There’s a point to my tangent. My partner is convinced I’m gay. Maybe it’s my overwhelming love of one of my few male friends. Like a love so strong I would marry him today if he asked me. Maybe it’s my constantant feminity. I’ll conceed there were times I worked really carefully on being female and I was good at it. In my life past major depression, I just haven’t tried as hard. It was a “I don’t feel like dealing with it moment” that I’m still in the process of recovering from. And yet, maybe more then ever, he’s convinced of my femininity.

I had been amusing myself by keeping him guessing about my sexuality. Last shift, in between my professions of affection for Chris, I finally said “right forest, wrong tree.”, “I know what I am, I’ve known since I was 12 and I’m not gay.” and some general nonsense about how he wasn’t going to figure it out, I didn’t expect him to, but “all will be revealed in due time.”

Mostly he complains about my iPhone and how I’m constantly on it. I am, I blame Chris. He got an iPhone, I got one. We text, we play words with friends. It does take up alot of time sometimes. He fussed that I wasn’t talkative enough. I responded by playfully harassing him the rest of the day and just generally being goofy. Then he complained I was talking too much. That he had one nerve left and I was “working it”. Of course this is the partner that decided my drag name is Mona. I have my list of names, and Mona’s not on it. I try Tristan, he says its too masculine, Skylar sounds like a stripper and on and on. So I don’t feel bad about playfully tormenting him sometimes, he does it to me. We do it to eachother, it how you get through 14 hours a day.

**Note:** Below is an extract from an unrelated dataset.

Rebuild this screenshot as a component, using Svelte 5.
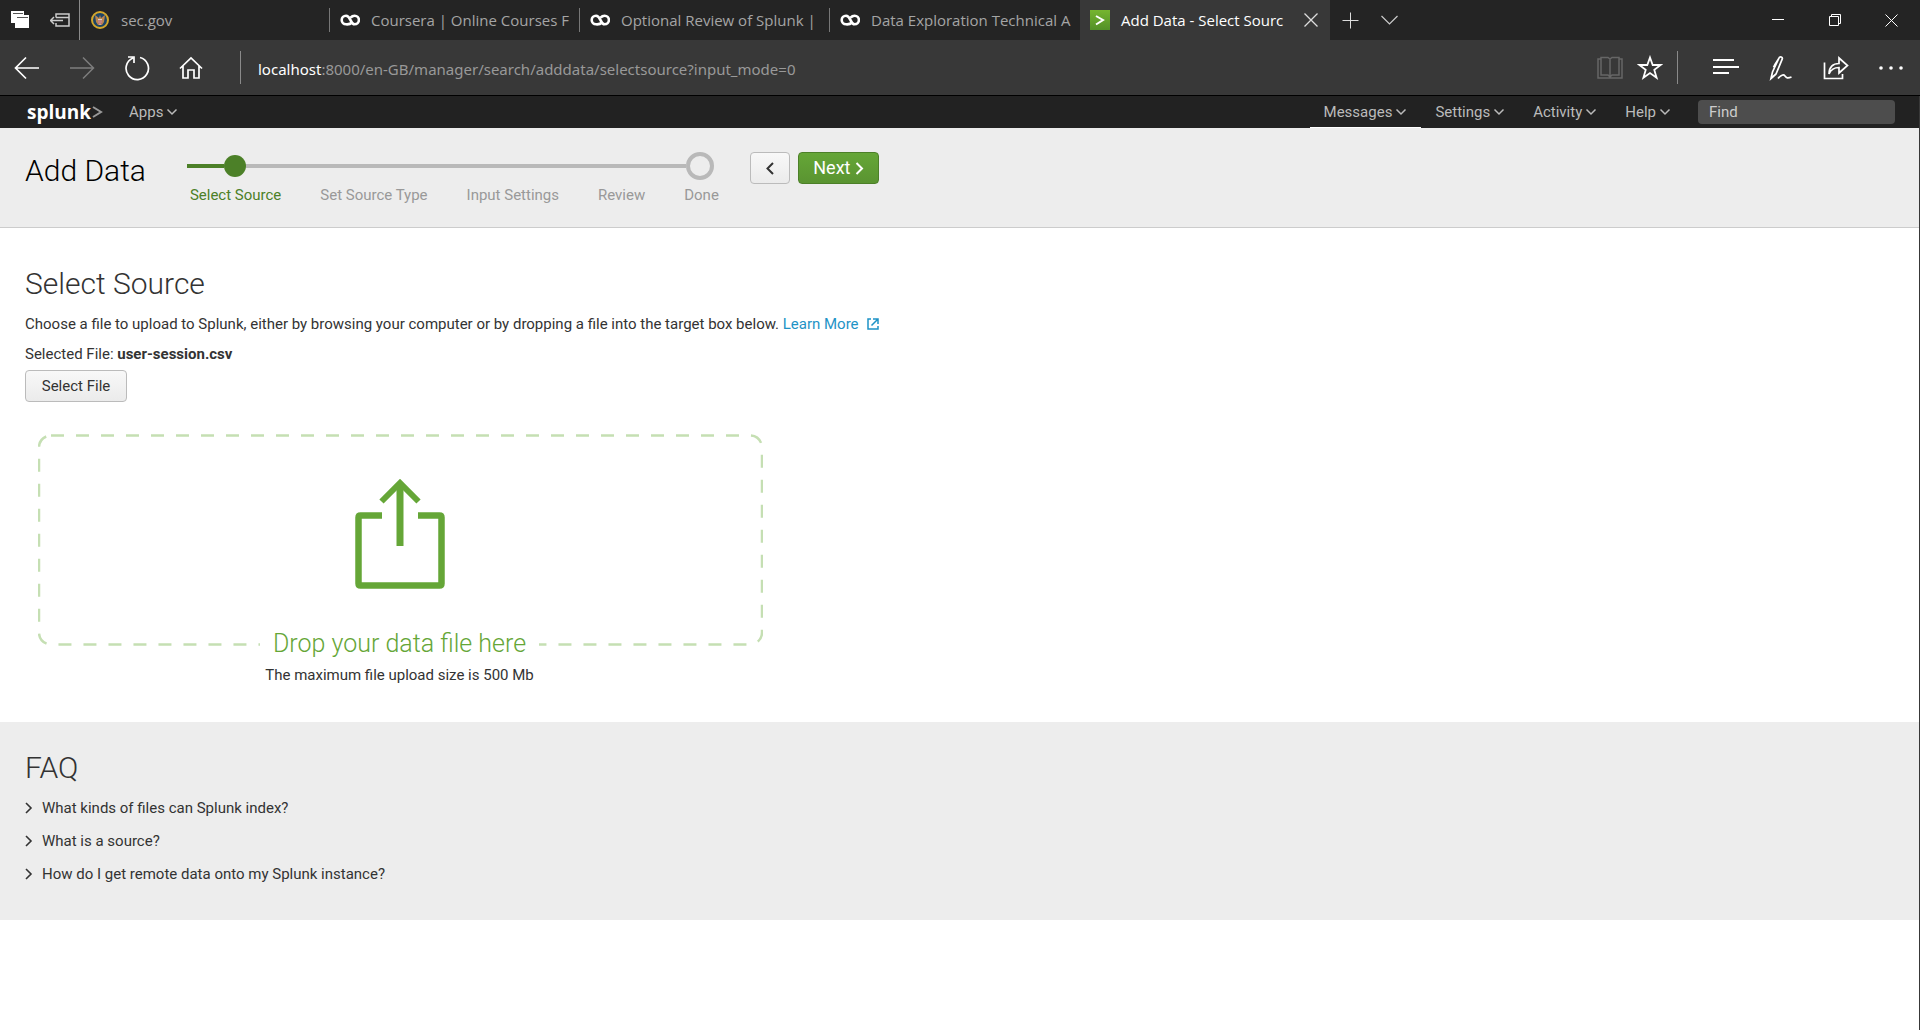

Tomorrow, quietly, I’m going to thank him for just letting me be me. I’d buy him a card or something if he was the female partner I wish I had sometimes, usually poking fun of his dreams of a male partner and me telling him next time he needs to be more specific, but I don’t know that it would go over the way I want it to. So a simple “hey, thanks” will be all and he’ll nod or say it’s no big deal or someother minimalist response. I’ll know I have the best partner I’ve ever had. I say I can’t let him go, becuase he knows too much, but the truth is much of who I’ve become since April, I owe to him. That’s huge.

My partner is every stereotype of a redneck there is. The lesson in all of this is you never know who’s going to have the biggest impact on your life. Never stop looking, I guess.